The idea that Conservatives are abusers may be popular among political and theological Liberals (and social Libertarians), but that’s largely a result of believing their own propaganda regarding people they view as evil. This is incredibly commonplace among leftist tribes today because of their overarching Oppressed/Oppressor dialectic. If you are a Feminist, every male is usually either an abuser, a potential abuser, or a friend or member of your family (and therefore excluded from the sample) and every woman is a victim of abuse who needs to be freed from an abusive, patriarchal culture. If you are a Communist, every business owner is a greedy, employee-abusing capitalist, and every worker is an oppressed, saintly martyr who must have his chains broken. The fact that most of the most verifiably abusive and sexually abusive communities on earth, such as the American porn and sex-trafficking communities; or the security forces of the Chinese Communist Party, are either non or anti-religious, and definitely inclined towards the left; or the slew of #Metoo allegations made against celebrities who identify as Liberal and Feminist, should be enough to cause one to at least question if leftists are indeed less likely to abuse than Conservatives.
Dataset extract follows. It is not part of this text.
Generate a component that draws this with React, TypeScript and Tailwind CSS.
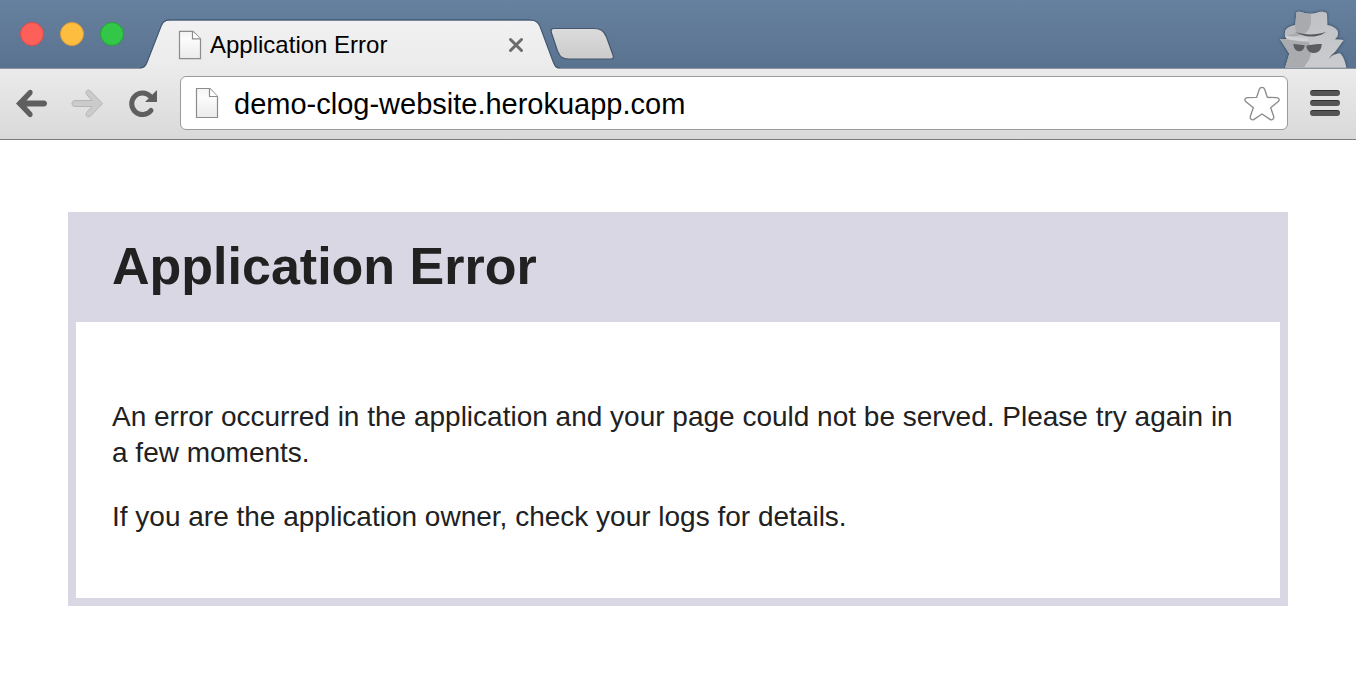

But to even consider that would be to betray one’s tribe and to open the door to the possibility that all people are subject to a natural tendency towards depravity since birth and that the answer to the problem is not to be found by reordering society, smashing the patriarchy, eliminating privilege, redistributing wealth, or any of the Marxist answers to the problem of human sin.
From my perspective, the saddest part of all of this is that the only solution to the problem of human sin, the Biblical Gospel, is being identified as part of the root of the problem of abuse, and the more faithful one is to the Bible, the more likely one is to be perceived as an abuser. In fact, a bizarre redefinition of ‘Christian’ is occurring in which it is asserted that the more willing you are to reject Biblical solutions to the problem of abuse and embrace Feminist and Marxist solutions the more authentically compassionate and Christian you are. We are told that the same Jesus who answered the devil and His own human opponents from Scripture would reject people who got their answers from the same source and would instead compliment people who found their answers in a modern dialectical materialist philosophy derived from the writings of atheists.
Needless to say, I don’t think this is true, and I will conclude by issuing the same warning that Paul issued to people who were tempted to find their answers to the problems of life in the popular philosophies of their own day:
“Beware lest anyone cheat you through philosophy and empty deceit, according to the tradition of men, according to the basic principles of the world, and not according to Christ.” (Col. 2:8)
Andrew Webb is a Minister in the Associate Reformed Presbyterian Church and is pastor of Providence ARP in Fayetteville, N.C.